Forum Moderators: phranque
Seems like this is a forum for the advanced/pro's, thus, the question might be out of place, but it seems you guys should very well know everything on issues like 'Apache redirecting/rewriting' (and this is the best place, that google and i could find).
The question (in brief):
Are there any drawbacks in using symbolic links as a means of controlling where a web request lands on instead of using Apache's powerful, but sophisticated and takes-a-few-years-to-learn features?
The long story:
You've got this on your Debian server (with Apache):
1. hosting/ (the main dir used for serving pages)
2. --example.com/ (a web-project dir, the app, see below)
3. ----.../
4. ----www/
5. ------htdocs/
6. --------.htaccess
7. --------...
8. ----ssl/
9. ------htdocs/
10.--------.htaccess
11.--------...
12.--project2/
13.--...
1. Is where all browser requests land on (e.g.: "http://server") on a server you control.
2. Is a typical project folder organized in a way, mimicking the structure your virtual hosting provider assigns you.
3. - (additional dirs, not important)
5,9. Are the directories, where HTTP and HTTPS respectively requests will fall.
6,10. The files you use to route requests through a single file (e.g.:'index.php'). Frameworks, using a 'front controller', require this. In my case, it's the Zend Framework. Contents:
RewriteEngine On
RewriteCond %{REQUEST_FILENAME} -s [OR]
RewriteCond %{REQUEST_FILENAME} -l [OR]
RewriteCond %{REQUEST_FILENAME} -d
RewriteRule ^.*$ - [NC,L]
RewriteRule ^.*$ index.php [NC,L]
So, the idea was to have a project, identical to the variant, that will operate at the provider's server and at the same time allow the customer (or other people) to access it on the development server (that's under your control).
The 'live' variant would be accessible under 'http://example.com'
The 'under-development' variant would be accessible under 'http://server/example.com'.

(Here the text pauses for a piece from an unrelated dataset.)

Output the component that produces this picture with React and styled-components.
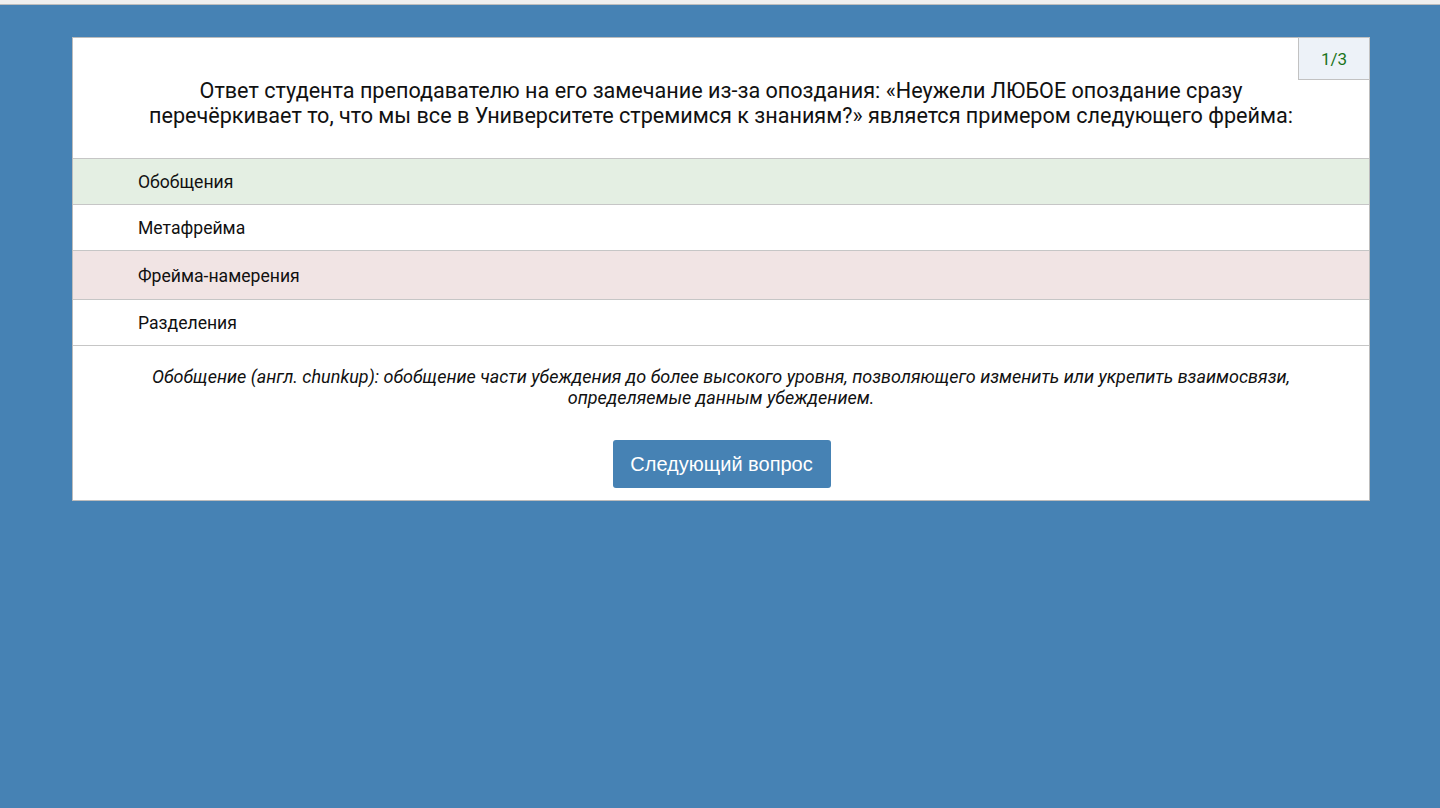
import React from "react";
import styled, { createGlobalStyle } from "styled-components";

const Global = createGlobalStyle`
  html, body { margin: 0; padding: 0; }
  body {
    background: #4682b4;
    font-family: Roboto, "Noto Sans", "DejaVu Sans", sans-serif;
    min-height: 808px;
  }
`;

const TopStrip = styled.div`
  height: 4px;
  background: #efefef;
  border-bottom: 1px solid #bdbdbd;
`;

const Page = styled.div`
  padding: 32px 71px 0 72px;
`;

const Card = styled.section`
  position: relative;
  width: 1296px;
  background: #fff;
  border: 1px solid #bcbcbc;
`;

const Counter = styled.div`
  position: absolute;
  top: -1px;
  right: -1px;
  width: 70px;
  height: 41px;
  display: flex;
  align-items: center;
  justify-content: center;
  background: #edf2f8;
  border: 1px solid #c2c2c2;
  color: #1a741a;
  font-size: 17px;
  font-weight: 400;
`;

const Question = styled.h2`
  margin: 0;
  padding: 40px 55px 30px;
  text-align: center;
  font-size: 21.6px;
  line-height: 25px;
  font-weight: 400;
  color: #111;
`;

const Options = styled.ul`
  list-style: none;
  margin: 0;
  padding: 0;
`;

const Option = styled.li`
  border-top: 1px solid #c6c6c6;
  height: ${(p) => p.$h}px;
  box-sizing: border-box;
  padding: ${(p) => (p.$h > 46 ? 2 : 0)}px 0 0 65px;
  display: flex;
  align-items: center;
  font-size: 17.6px;
  font-weight: 400;
  color: #111;
  background: ${(p) =>
    p.$state === "correct" ? "#e4efe3" : p.$state === "wrong" ? "#f1e4e4" : "#fff"};
  &:last-child { border-bottom: 1px solid #c6c6c6; height: ${(p) => p.$h + 1}px; }
`;

const Explanation = styled.p`
  margin: 0;
  padding: 20px 50px 0;
  text-align: center;
  font-style: italic;
  font-size: 18px;
  font-weight: 400;
  line-height: 21px;
  color: #111;
`;

const Footer = styled.div`
  display: flex;
  justify-content: center;
  padding: 32px 0 12px 1px;
`;

const NextButton = styled.button`
  height: 48px;
  width: 218px;
  border: none;
  border-radius: 3px;
  background: #4682b4;
  color: #fff;
  font-family: "Liberation Sans", Arial, sans-serif;
  font-size: 20px;
  cursor: pointer;
`;

const options = [
  { text: "Обобщения", state: "correct", h: 46 },
  { text: "Метафрейма", state: null, h: 46 },
  { text: "Фрейма-намерения", state: "wrong", h: 49 },
  { text: "Разделения", state: null, h: 46 },
];

export default function App() {
  return (
    <>
      <Global />
      <TopStrip />
      <Page>
        <Card>
          <Counter>1/3</Counter>
          <Question>
            Ответ студента преподавателю на его замечание из-за опоздания: «Неужели ЛЮБОЕ
            опоздание сразу перечёркивает то, что мы все в Университете стремимся к знаниям?»
            является примером следующего фрейма:
          </Question>
          <Options>
            {options.map((o) => (
              <Option key={o.text} $state={o.state} $h={o.h}>
                {o.text}
              </Option>
            ))}
          </Options>
          <Explanation>
            Обобщение (англ. chunkup): обобщение части убеждения до более высокого уровня,
            позволяющего изменить или укрепить взаимосвязи, определяемые данным убеждением.
          </Explanation>
          <Footer>
            <NextButton>Следующий вопрос</NextButton>
          </Footer>
        </Card>
      </Page>
    </>
  );
}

Requesting it as 'http://server/example.com', however, won't get the application working - it'll just get you inside the project dir ("2"). To get it working, you actually need to request it as 'http://server/example.com/ssl/htdocs/' or 'http://server/example.com/www/htdocs/' or, in essence, a way of emulating the provider's internal redirect was necessary.
Having spent a couple of days reading Apache manuals, looking for GUI tools of controlling it or writing htaccess files, tampering with everything at once, the thing i understood best is that 'i am LAME', my lifespan is not long enough to grasp how Apache really works and there are no manuals for the 'lame' 0-)
Moreover, i really don't like "configuring" applications and it's not something i find very interesting.
After that a simple idea dawned upon me:
"ln -s example.com/ssl/htdocs/ example"
or, i.e.
placing a symbolic link with a similar name (in this case '.com' was omitted), referencing the dir, that the user is expected to land on, if he would be requesting the page out of the internet from the provider.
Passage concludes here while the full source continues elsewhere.